Speaker
Description
The high computational cost of wide-parameter-space searches for continuous gravitational waves (CWs) significantly limits the achievable sensitivity. This challenge has motivated the exploration of alternative search methods, such as deep neural networks (DNNs). Previous attempts to apply convolutional image-classification DNN architectures to all-sky and directed CW searches showed promise for short, one-day search durations, but proved ineffective for longer durations of around ten days. In this paper, we offer a hypothesis for this limitation and propose new design principles to overcome it. As a proof of concept, we show that our novel convolutional DNN architecture attains matched-filtering sensitivity for a targeted search (i.e., single sky-position and frequency) in Gaussian data from two detectors spanning ten days.

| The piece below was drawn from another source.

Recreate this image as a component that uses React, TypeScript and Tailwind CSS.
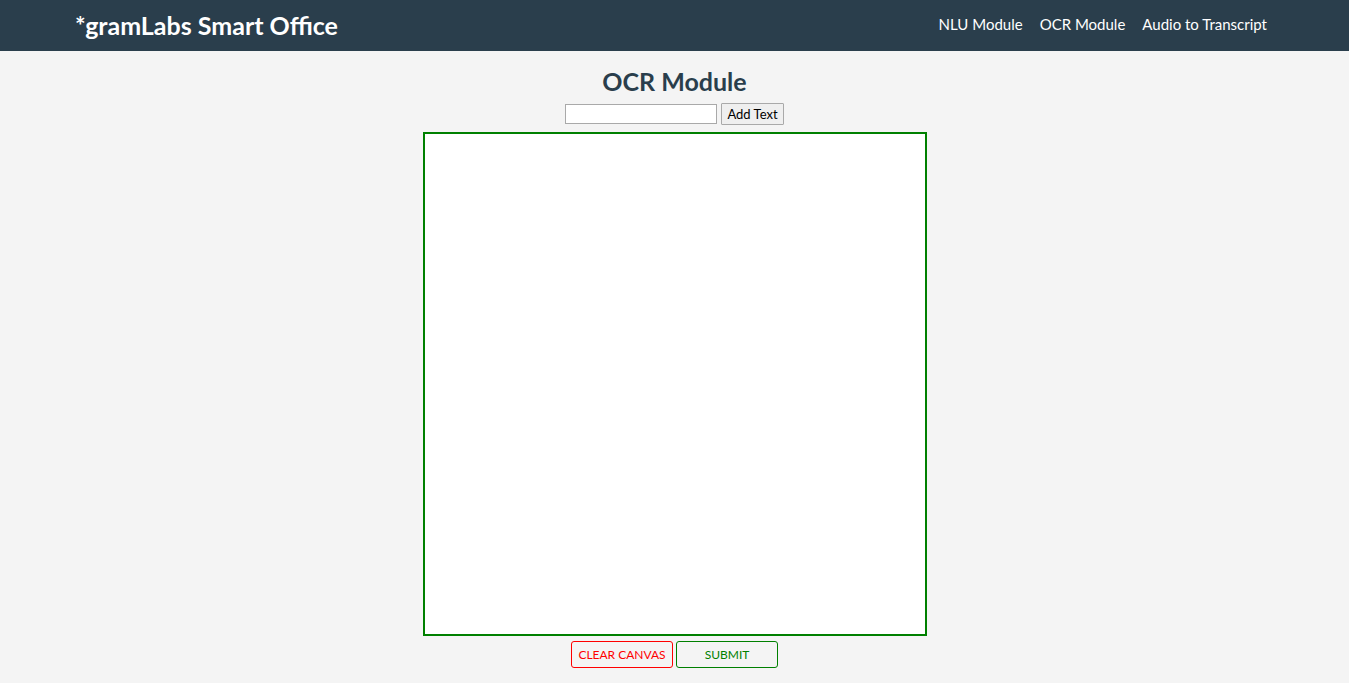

We illustrate this performance for two different sky positions and five frequencies in the $20 - 1000 \mathrm{Hz}$ range, spanning the spectrum from an ''easy'' to the ''hardest'' case. The corresponding sensitivity depths fall in the range of $82 - 86 / \sqrt{\mathrm{Hz}}$. The same DNN architecture is trained for each case, taking between $4 - 32 \mathrm{hours}$ to reach matched-filtering sensitivity. The detection probability of the trained DNNs as a function of signal amplitude varies consistently with that of matched filtering. Furthermore, the DNN statistic distributions can be approximately mapped to those of the $\mathcal{F}$-statistic under a simple monotonic function.